(ChemotherapyAdvisor) – Patients with breast cancer who were disease-free following standard of care therapy and subsequently received the AE37 vaccine had a higher rate of disease-free survival (DFS) at follow-up vs controls, early analyses of a phase 2 study presented during the 2012 Breast Cancer Symposium have found.
Although clinical benefit is observed “particularly in patients with low HER2-expressing tumors,” the benefit “appears to persist” in those with triple negative breast cancer (TNBC), noted Elizabeth A. Mittendorf, MD, of The University of Texas MD Anderson Cancer Center, Houston, TX, and colleagues.

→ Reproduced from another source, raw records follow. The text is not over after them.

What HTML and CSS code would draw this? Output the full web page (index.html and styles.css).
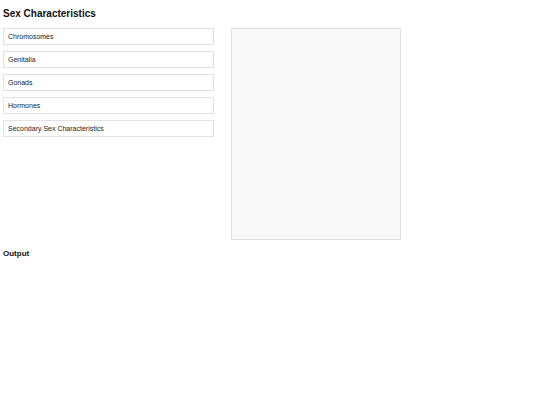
FILE: index.html
```html
<!DOCTYPE html>
<html>
<head>
<meta charset="utf-8">
<link rel="stylesheet" href="styles.css">
</head>
<body>
<h1 class="title">Sex Characteristics</h1>
<div class="main">
  <div class="list">
    <div class="item">Chromosomes</div>
    <div class="item">Genitalia</div>
    <div class="item">Gonads</div>
    <div class="item">Hormones</div>
    <div class="item">Secondary Sex Characteristics</div>
  </div>
  <div class="panel"></div>
</div>
<h2 class="output">Output</h2>
</body>
</html>
```
FILE: styles.css
```css
html, body {
  margin: 0;
  background: #ffffff;
}
body {
  padding: 4px 3px;
  font-family: "Liberation Sans", Arial, sans-serif;
  color: #111;
}
.title {
  margin: 4px 0 0 0;
  font-size: 10px;
  line-height: 12px;
  font-weight: bold;
}
.main {
  display: flex;
  align-items: flex-start;
  gap: 17px;
  margin-top: 8px;
}
.list {
  width: 211px;
  display: flex;
  flex-direction: column;
  gap: 6px;
}
.item {
  box-sizing: border-box;
  height: 17px;
  border: 1px solid #e2e2e2;
  padding-left: 4px;
  font-size: 7px;
  line-height: 15px;
  color: #222;
  background: #fff;
}
.panel {
  box-sizing: border-box;
  width: 170px;
  height: 212px;
  background: #f8f8f8;
  border: 1px solid #e0e0e0;
}
.output {
  margin: 9px 0 0 0;
  font-size: 8px;
  line-height: 10px;
  font-weight: bold;
}
```
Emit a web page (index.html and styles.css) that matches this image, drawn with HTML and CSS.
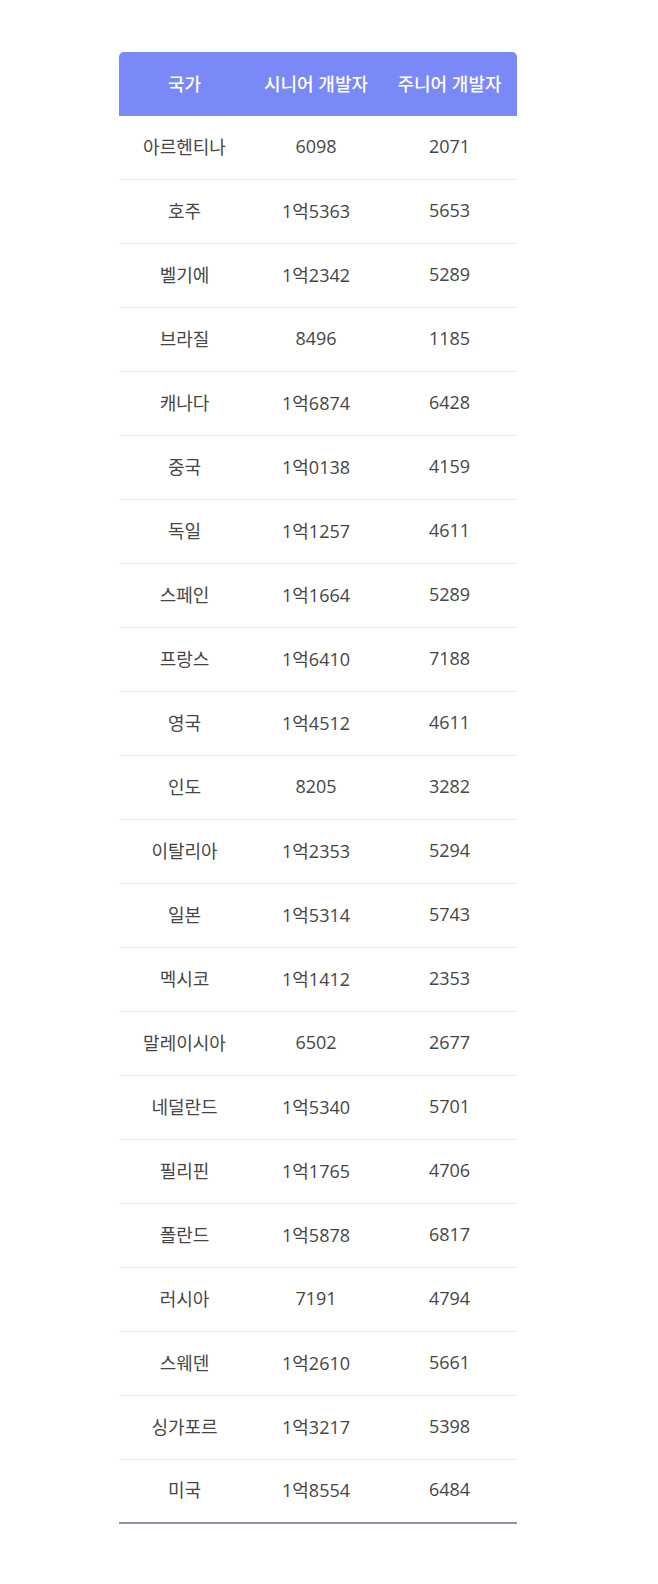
FILE: index.html
```html
<!DOCTYPE html>
<html lang="ko">
<head>
<meta charset="utf-8">
<link rel="stylesheet" href="styles.css">
</head>
<body>
<div class="wrap">
<table class="dev-table">
<colgroup><col class="c1"><col class="c2"><col class="c3"></colgroup>
<thead>
<tr><th>국가</th><th>시니어 개발자</th><th>주니어 개발자</th></tr>
</thead>
<tbody>
<tr><td>아르헨티나</td><td>6098</td><td>2071</td></tr>
<tr><td>호주</td><td>1억5363</td><td>5653</td></tr>
<tr><td>벨기에</td><td>1억2342</td><td>5289</td></tr>
<tr><td>브라질</td><td>8496</td><td>1185</td></tr>
<tr><td>캐나다</td><td>1억6874</td><td>6428</td></tr>
<tr><td>중국</td><td>1억0138</td><td>4159</td></tr>
<tr><td>독일</td><td>1억1257</td><td>4611</td></tr>
<tr><td>스페인</td><td>1억1664</td><td>5289</td></tr>
<tr><td>프랑스</td><td>1억6410</td><td>7188</td></tr>
<tr><td>영국</td><td>1억4512</td><td>4611</td></tr>
<tr><td>인도</td><td>8205</td><td>3282</td></tr>
<tr><td>이탈리아</td><td>1억2353</td><td>5294</td></tr>
<tr><td>일본</td><td>1억5314</td><td>5743</td></tr>
<tr><td>멕시코</td><td>1억1412</td><td>2353</td></tr>
<tr><td>말레이시아</td><td>6502</td><td>2677</td></tr>
<tr><td>네덜란드</td><td>1억5340</td><td>5701</td></tr>
<tr><td>필리핀</td><td>1억1765</td><td>4706</td></tr>
<tr><td>폴란드</td><td>1억5878</td><td>6817</td></tr>
<tr><td>러시아</td><td>7191</td><td>4794</td></tr>
<tr><td>스웨덴</td><td>1억2610</td><td>5661</td></tr>
<tr><td>싱가포르</td><td>1억3217</td><td>5398</td></tr>
<tr><td>미국</td><td>1억8554</td><td>6484</td></tr>
</tbody>
</table>
</div>
</body>
</html>
```
FILE: styles.css
```css
html, body {
  margin: 0;
  padding: 0;
  background: #ffffff;
}
body {
  font-family: "Open Sans", "Noto Sans CJK KR", sans-serif;
  color: #464646;
}
.wrap {
  padding: 52px 0 0 119px;
}
.dev-table {
  width: 398px;
  border-collapse: separate;
  border-spacing: 0;
  table-layout: fixed;
}
.c1 { width: 131px; }
.c2 { width: 132px; }
.c3 { width: 135px; }
.dev-table th {
  background: #7b89f8;
  color: #ffffff;
  font-weight: 500;
  font-size: 18px;
  height: 62px;
  padding: 0 0 2px;
  text-align: center;
  vertical-align: middle;
  white-space: nowrap;
}
.dev-table th:first-child { border-top-left-radius: 5px; }
.dev-table th:last-child { border-top-right-radius: 5px; }
.dev-table td {
  font-size: 18px;
  font-weight: 400;
  height: 59px;
  padding: 0 0 4px;
  text-align: center;
  vertical-align: middle;
  border-bottom: 1px solid #ececec;
  white-space: nowrap;
}
.dev-table tbody tr:last-child td {
  height: 58px;
  border-bottom: 2px solid #8b95a5;
}
```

The ongoing trial is enrolling patients with node positive or high-risk node negative breast cancer with any degree of HER2 expression (IHC 1+, 2+ or 3+ or FISH > 1.2) and randomly assigning them to either AE37, a hybrid peptide vaccine created by adding the Ii-Key moiety (LRMK) to the HER2 helper epitope, AE36 (HER2 aa776-790) plus GM-CSF or GM-CSF alone. Each patient receives “6 monthly intradermal inoculations followed by booster inoculations administered every 6 months,” Dr. Mittendorf reported.
Continue Reading
A total of 254 patients have been enrolled, 105 in the vaccine group and 149 in the control group. At a median follow-up of 22.3 months, DFS in the vaccine group was 90.3% vs 81.1% in the control group (P=0.46), a 49% risk reduction, she reported.
Among those with low HER2 (IHC 1+ or 2+) expression, the DFS rate was 89.8% in the vaccine group (n=53) compared with 68.2% in the control arm (n=77; P=0.12), a 68% risk reduction. Patients with TNBC (ER/PR negative, HER2 1+ or 2+) had a DFS rate of 83.3% in the vaccine group (n=13) vs 47.6% in the control group (n=23; P=0.23), also a 68% risk reduction. In the TNBC control group, patients had a larger percentage of tumors >2cm (70% vs 31%; P=0.02); otherwise, the TNBC and low HER2 expression vaccine and control groups were well matched, including those with high grade tumors, rate of node positivity, and ER/PR status.
Per protocol, the patients will be followed for 5 years. “However, these data suggest that a subsequent phase 3 trial should evaluate the vaccine in patients with low HER2-expressing disease to include TNBC,” she concluded.